I was wondering if iteration can be used when using a dynamic lookup table. Using recursion you can get all the necessary lookup table data from bottom to top. I can't seem to grasp how we can achieve the same using iteration, without making a stack and ending up reimplementing the recursion.
For example, take my solution to Project Euler problem #14:
table = {1:1}
def collatz(n):
if n in table:
return table[n]
elif n % 2:
x = 1 + collatz(3*n + 1)
else:
x = 1 + collatz(n/2)
table[n] = x
return x
MAXc = 0
for i in xrange(1,1000000):
temp = collatz(i)
if temp > MAXc:
MAXc = temp
result = i
print result
How could we implement the same using iteration?
An iterative algorithm which just counts the number of steps until reaching 1 is trivial.
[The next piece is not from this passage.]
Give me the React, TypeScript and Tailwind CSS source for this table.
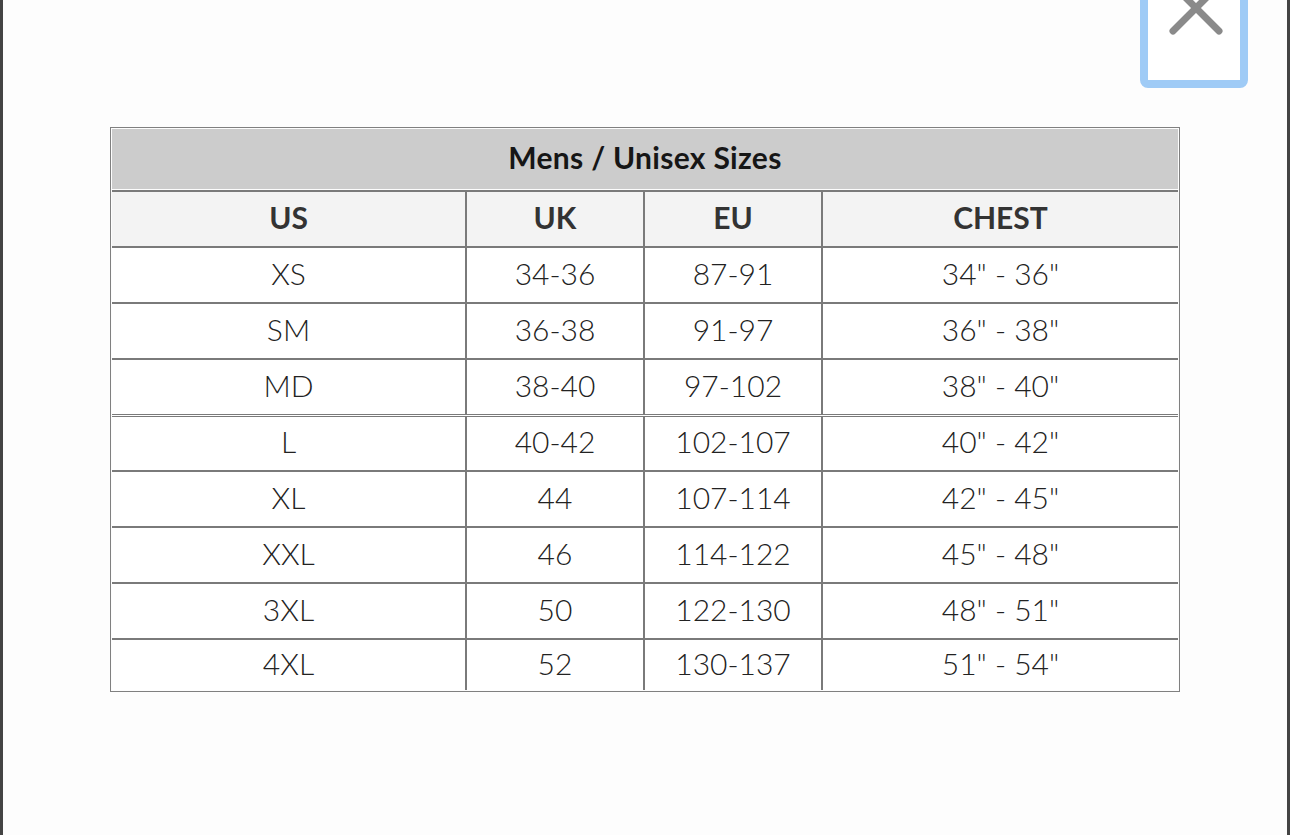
const rows: [string, string, string, string][] = [
  ['XS', '34-36', '87-91', '34" - 36"'],
  ['SM', '36-38', '91-97', '36" - 38"'],
  ['MD', '38-40', '97-102', '38" - 40"'],
  ['L', '40-42', '102-107', '40" - 42"'],
  ['XL', '44', '107-114', '42" - 45"'],
  ['XXL', '46', '114-122', '45" - 48"'],
  ['3XL', '50', '122-130', '48" - 51"'],
  ['4XL', '52', '130-137', '51" - 54"'],
];

const cols = 'grid grid-cols-[355px_178px_178px_1fr]';

function CloseButton() {
  return (
    <div className="absolute left-[1137px] top-[-40px] h-[128px] w-[108px] rounded-[8px] border-[8px] border-[#9fcbf6] bg-white">
      <svg className="absolute left-[20px] top-[12px]" width="56" height="56" viewBox="0 0 56 56">
        <path d="M5 5 L51 51 M51 5 L5 51" stroke="#8a8a8a" strokeWidth="7" strokeLinecap="round" />
      </svg>
    </div>
  );
}

export default function App() {
  return (
    <div
      className="relative h-[835px] w-[1290px] overflow-hidden border-x-[3px] border-[#444] bg-[#fdfdfd]"
      style={{ fontFamily: 'Lato, "Open Sans", sans-serif' }}
    >
      <CloseButton />

      <div className="ml-[107px] mt-[127px] w-[1070px] border border-[#808080] p-px">
        {/* title row */}
        <div className="flex h-[60px] items-center justify-center bg-[#cccccc] pb-[3px] text-[30px] font-bold tracking-[0.3px] text-[#161616]">
          Mens / Unisex Sizes
        </div>

        {/* column headers */}
        <div className={`${cols} mt-px h-[56px] border-t-2 border-[#7a7a7a] bg-[#f3f3f3] text-[30px] font-bold text-[#333]`}>
          {['US', 'UK', 'EU', 'CHEST'].map((h, i) => (
            <div
              key={h}
              className={`flex items-center justify-center pb-[4px] ${i < 3 ? 'border-r-2 border-[#7a7a7a]' : ''}`}
            >
              {h}
            </div>
          ))}
        </div>

        {rows.map((r, ri) => (
          <div
            key={r[0]}
            className={`${cols} ${ri === rows.length - 1 ? 'h-[52px]' : 'h-[56px]'} border-t-2 ${ri === 3 ? 'border-double border-t-[3px]' : ''} border-[#7a7a7a] bg-white text-[30px] font-light text-[#222]`}
          >
            {r.map((c, i) => (
              <div
                key={i}
                className={`flex items-center justify-center pb-[4px] ${i < 3 ? 'border-r-2 border-[#7a7a7a]' : ''}`}
              >
                {c}
              </div>
            ))}
          </div>
        ))}
      </div>
    </div>
  );
}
The problem is to also update the cache for all the intermediate values.
In this particular case there is an iterative algorithm which doesn't require an explicit stack. It uses two passes: the first counts the total number of steps, and the second updates the cache.
def next(n):
if n % 2 != 0:
return 3*n + 1
else:
return n/2
def collatz(n):
count = 0
i = n
while i not in table:
count += 1
i = next(i)
count += table[i]
i = n
while i not in table:
table[i] = count
count -= 1
i = next(i)
return table[n]